Accordingly, Clara (who is called Marie in the Bolshoi's version) has a much bigger role than in most productions. Today she was danced by Anna Nikulina a leading soloist with the company. Her partner was Denis Rodkin. In the interval Rodkin explained that his ambition to dance was fired by seeing a production of The Nutcracker on television in which Ekaterina Maximova danced. He asked his parents where he could learn to dance. They told him about the ballet school warning him that it would be no easy life. Undeterred he started ballet lessons and has not looked back since. As in the Eagling version, Clara dances the sugar plum role though in a white tutu rather than a plum coloured one. Similarly, the nutcracker dances the part of the fairy's cavalier. The ballet ends with Clara wearing a wedding veil.  But although Clara imagines herself as a young woman it is only a dream. She wakes up in her parents' living room  in her nightie with her nutcracker in her arms.

There were some other interesting touches. The mouse king, danced today by Vitaly Biktimirov, is a major character. He appears in the first act in a puff of smoke in the Stahlbaums' living room and disappears down a hole with the nutcracker in another puff of smoke in the second.  Eventually the nutcracker emerges triumphant bearing the mouse king's skin and crown. The second act takes place not in a land of sweets but in a forest dominated by an enormous Christmas tree. The divertissements are very slick each following in quick succession even before the previous dancers have left the stage.

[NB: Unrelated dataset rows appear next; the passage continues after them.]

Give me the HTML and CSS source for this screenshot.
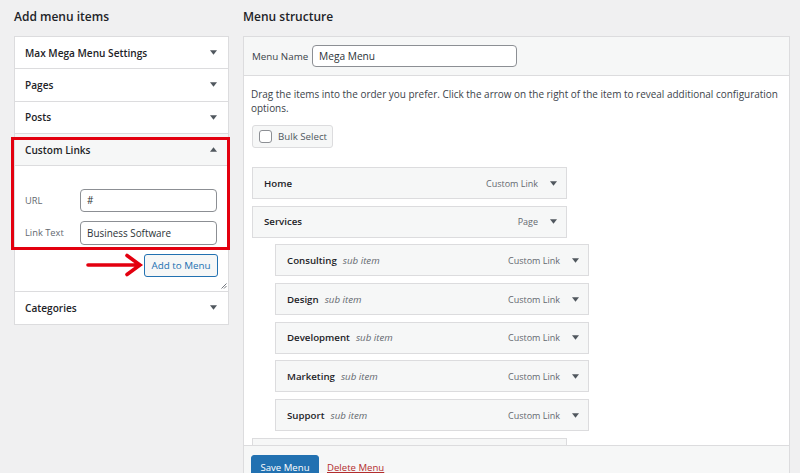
FILE: index.html
```html
<!DOCTYPE html>
<html lang="en">
<head>
<meta charset="utf-8">
<title>Menus</title>
<link rel="stylesheet" href="styles.css">
</head>
<body>
<div class="page">
  <div class="col-left">
    <h2 class="col-title">Add menu items</h2>
    <div class="accordion">
      <div class="acc-head"><span>Max Mega Menu Settings</span><svg class="tri" viewBox="0 0 8 5"><path d="M0 0H8L4 5Z"/></svg></div>
      <div class="acc-head"><span>Pages</span><svg class="tri" viewBox="0 0 8 5"><path d="M0 0H8L4 5Z"/></svg></div>
      <div class="acc-head"><span>Posts</span><svg class="tri" viewBox="0 0 8 5"><path d="M0 0H8L4 5Z"/></svg></div>
      <div class="acc-head open"><span>Custom Links</span><svg class="tri" viewBox="0 0 8 5"><path d="M0 5H8L4 0Z"/></svg></div>
      <div class="custom-body">
        <div class="field"><label class="field-label">URL</label><div class="input">#</div></div>
        <div class="field"><label class="field-label">Link Text</label><div class="input">Business Software</div></div>
        <div class="btn-row"><span class="btn-secondary">Add to Menu</span></div>
        <svg class="grip" viewBox="0 0 6 6"><path d="M5.5 0.5L0.5 5.5M5.5 3L3 5.5"/></svg>
      </div>
      <div class="acc-head last"><span>Categories</span><svg class="tri" viewBox="0 0 8 5"><path d="M0 0H8L4 5Z"/></svg></div>
    </div>
    <div class="highlight"></div>
    <svg class="red-arrow" viewBox="0 0 58 24"><path d="M2 12H54M41 2.5L54 12L41 21.5"/></svg>
  </div>

  <div class="col-right">
    <h2 class="col-title">Menu structure</h2>
    <div class="menu-panel">
      <div class="menu-header">
        <label class="menu-name-label">Menu Name</label>
        <div class="input menu-name">Mega Menu</div>
      </div>
      <div class="menu-body">
        <p class="desc">Drag the items into the order you prefer. Click the arrow on the right of the item to reveal additional configuration options.</p>
        <div class="bulk"><span class="checkbox"></span><span>Bulk Select</span></div>
        <div class="menu-list">
          <div class="item"><span class="item-title">Home</span><span class="item-type">Custom Link</span><svg class="tri" viewBox="0 0 8 5"><path d="M0 0H8L4 5Z"/></svg></div>
          <div class="item"><span class="item-title">Services</span><span class="item-type">Page</span><svg class="tri" viewBox="0 0 8 5"><path d="M0 0H8L4 5Z"/></svg></div>
          <div class="item sub"><span class="item-title">Consulting</span><span class="sub-note">sub item</span><span class="item-type">Custom Link</span><svg class="tri" viewBox="0 0 8 5"><path d="M0 0H8L4 5Z"/></svg></div>
          <div class="item sub"><span class="item-title">Design</span><span class="sub-note">sub item</span><span class="item-type">Custom Link</span><svg class="tri" viewBox="0 0 8 5"><path d="M0 0H8L4 5Z"/></svg></div>
          <div class="item sub"><span class="item-title">Development</span><span class="sub-note">sub item</span><span class="item-type">Custom Link</span><svg class="tri" viewBox="0 0 8 5"><path d="M0 0H8L4 5Z"/></svg></div>
          <div class="item sub"><span class="item-title">Marketing</span><span class="sub-note">sub item</span><span class="item-type">Custom Link</span><svg class="tri" viewBox="0 0 8 5"><path d="M0 0H8L4 5Z"/></svg></div>
          <div class="item sub"><span class="item-title">Support</span><span class="sub-note">sub item</span><span class="item-type">Custom Link</span><svg class="tri" viewBox="0 0 8 5"><path d="M0 0H8L4 5Z"/></svg></div>
          <div class="item"></div>
        </div>
      </div>
      <div class="menu-footer">
        <span class="btn-primary">Save Menu</span>
        <a class="delete-link" href="#">Delete Menu</a>
      </div>
    </div>
  </div>
</div>
</body>
</html>
```

FILE: styles.css
```css
* { box-sizing: border-box; }
html, body { margin: 0; height: 100%; }
body {
  background: #f0f0f1;
  font-family: "Open Sans", "Noto Sans", sans-serif;
  font-size: 10px;
  color: #1d2327;
  overflow: hidden;
}
.page {
  display: flex;
  align-items: flex-start;
  gap: 14px;
  padding-left: 14px;
}
.col-left { width: 215px; flex: none; position: relative; }
.col-right { width: 547px; flex: none; }
.col-title {
  margin: 7px 0 9px;
  font-size: 12px;
  line-height: 20px;
  font-weight: 600;
  color: #1d2327;
}

/* left accordion */
.accordion { background: #fff; border: 1px solid #dcdcde; }
.acc-head {
  height: 32.3px;
  display: flex;
  align-items: center;
  justify-content: space-between;
  padding: 0 11px 0 10px;
  border-bottom: 1px solid #dcdcde;
  font-weight: 600;
  font-size: 10.1px;
}
.acc-head.last { height: 32px; border-bottom: 0; }
.acc-head.open { background: #f6f7f7; }
.tri { width: 7px; height: 5px; fill: #50575e; flex: none; }
.custom-body {
  height: 125.8px;
  border-bottom: 1px solid #dcdcde;
  padding: 22.5px 11px 0 10px;
  display: flex;
  flex-direction: column;
}
.field { display: flex; align-items: center; margin-bottom: 9px; }
.field-label { width: 55px; flex: none; color: #646970; font-size: 9.3px; }
.input {
  flex: 1;
  height: 23.5px;
  border: 1px solid #8c8f94;
  border-radius: 4px;
  background: #fff;
  padding: 0 6px;
  display: flex;
  align-items: center;
  font-size: 9.9px;
  color: #2c3338;
}
.btn-row { display: flex; justify-content: flex-end; margin-right: -1px; }
.btn-secondary {
  width: 74px;
  height: 23px;
  display: flex;
  align-items: center;
  justify-content: center;
  border: 1px solid #2271b1;
  border-radius: 3px;
  background: #f6f7f7;
  color: #2271b1;
  font-size: 9.8px;
}
.grip {
  width: 6px; height: 6px;
  margin-top: auto;
  margin-bottom: 2px;
  margin-right: -10px;
  align-self: flex-end;
  stroke: #646970;
  stroke-width: 0.9;
  fill: none;
}

/* overlays */
.highlight {
  position: absolute;
  left: -3px;
  top: 137px;
  width: 219px;
  height: 113px;
  border: 3px solid #e3000f;
}
.red-arrow {
  position: absolute;
  left: 72px;
  top: 253px;
  width: 58px;
  height: 24px;
  fill: none;
  stroke: #e3000f;
  stroke-width: 3.6;
  stroke-linecap: round;
}

/* right panel */
.menu-panel { background: #fff; border: 1px solid #dcdcde; }
.menu-header {
  height: 39px;
  display: flex;
  align-items: center;
  padding: 0 8px;
  background: #f6f7f7;
  border-bottom: 1px solid #dcdcde;
}
.menu-name-label { width: 60px; flex: none; color: #3c434a; font-size: 9.8px; }
.input.menu-name {
  flex: none;
  width: 205px;
  height: 22px;
  font-size: 10.2px;
  padding: 0 6px;
}
.menu-body {
  height: 369px;
  overflow: hidden;
  padding: 11px 4px 0 7px;
}
.desc { margin: 0; line-height: 14px; color: #3c434a; font-size: 9.96px; }
.bulk {
  display: inline-flex;
  align-items: center;
  gap: 6px;
  margin: 10px 0 0 1px;
  width: 81px;
  height: 23px;
  padding-left: 6px;
  border: 1px solid #dcdcde;
  border-radius: 3px;
  background: #f6f7f7;
  color: #50575e;
  font-size: 9.7px;
}
.checkbox {
  width: 13px; height: 13px;
  border: 1px solid #8c8f94;
  border-radius: 3px;
  background: #fff;
}
.menu-list { margin-top: 19px; padding-left: 1px; }
.item {
  width: 315px;
  height: 32px;
  display: flex;
  align-items: center;
  margin-bottom: 6.7px;
  padding: 0 9px 0 11px;
  border: 1px solid #dcdcde;
  background: #f6f7f7;
}
.item.sub { width: 314px; margin-left: 23px; }
.item-title { font-weight: 600; color: #1d2327; font-size: 9.7px; }
.sub-note { margin-left: 6px; font-style: italic; color: #646970; font-size: 9.7px; }
.item-type { margin-left: auto; margin-right: 12px; color: #646970; font-size: 9px; }

.menu-footer {
  display: flex;
  align-items: center;
  gap: 8px;
  padding: 9px 7px 20px;
  background: #f6f7f7;
  border-top: 1px solid #dcdcde;
}
.btn-primary {
  width: 68px;
  height: 25px;
  display: flex;
  align-items: center;
  justify-content: center;
  background: #2271b1;
  border: 1px solid #2271b1;
  border-radius: 3px;
  color: #fff;
  font-size: 9.6px;
}
.delete-link { color: #b32d2e; text-decoration: underline; font-size: 9.6px; }
```
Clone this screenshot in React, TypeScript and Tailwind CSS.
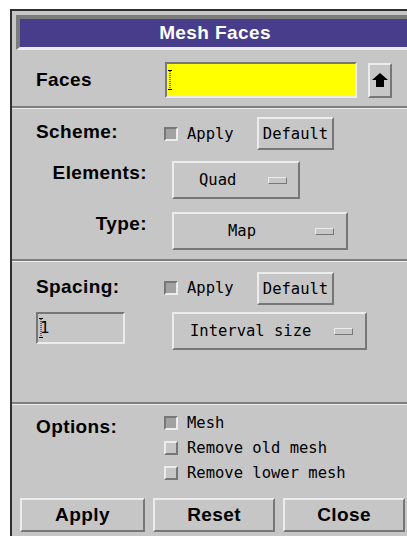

The character who holds the ballet together in this version as in all others is, of course, Drosselmeyer. He is in every scene from the Stahlbaums' party to the apotheosis. Today Andrei Merkuriev danced Drosselmeyer.  Pensive, alert, inspired by brain waves, he was very well cast for the role.

As in all Bolshoi transmissions the ballet was introduced by Katherina Novikova. She is an excellent presenter. Fluent in English and French she is an incisive and perceptive interviewer. I had her in mind when I conducted my interviews with Gavin McCaig and Ernst Meisner and his talented young dancers.

Every time I see an HDTV transmission I notice something new. Today I noticed the floor of the stage give a little whenever a dancer jumped. Something I have never noticed even when I have been in the front row of the theatre.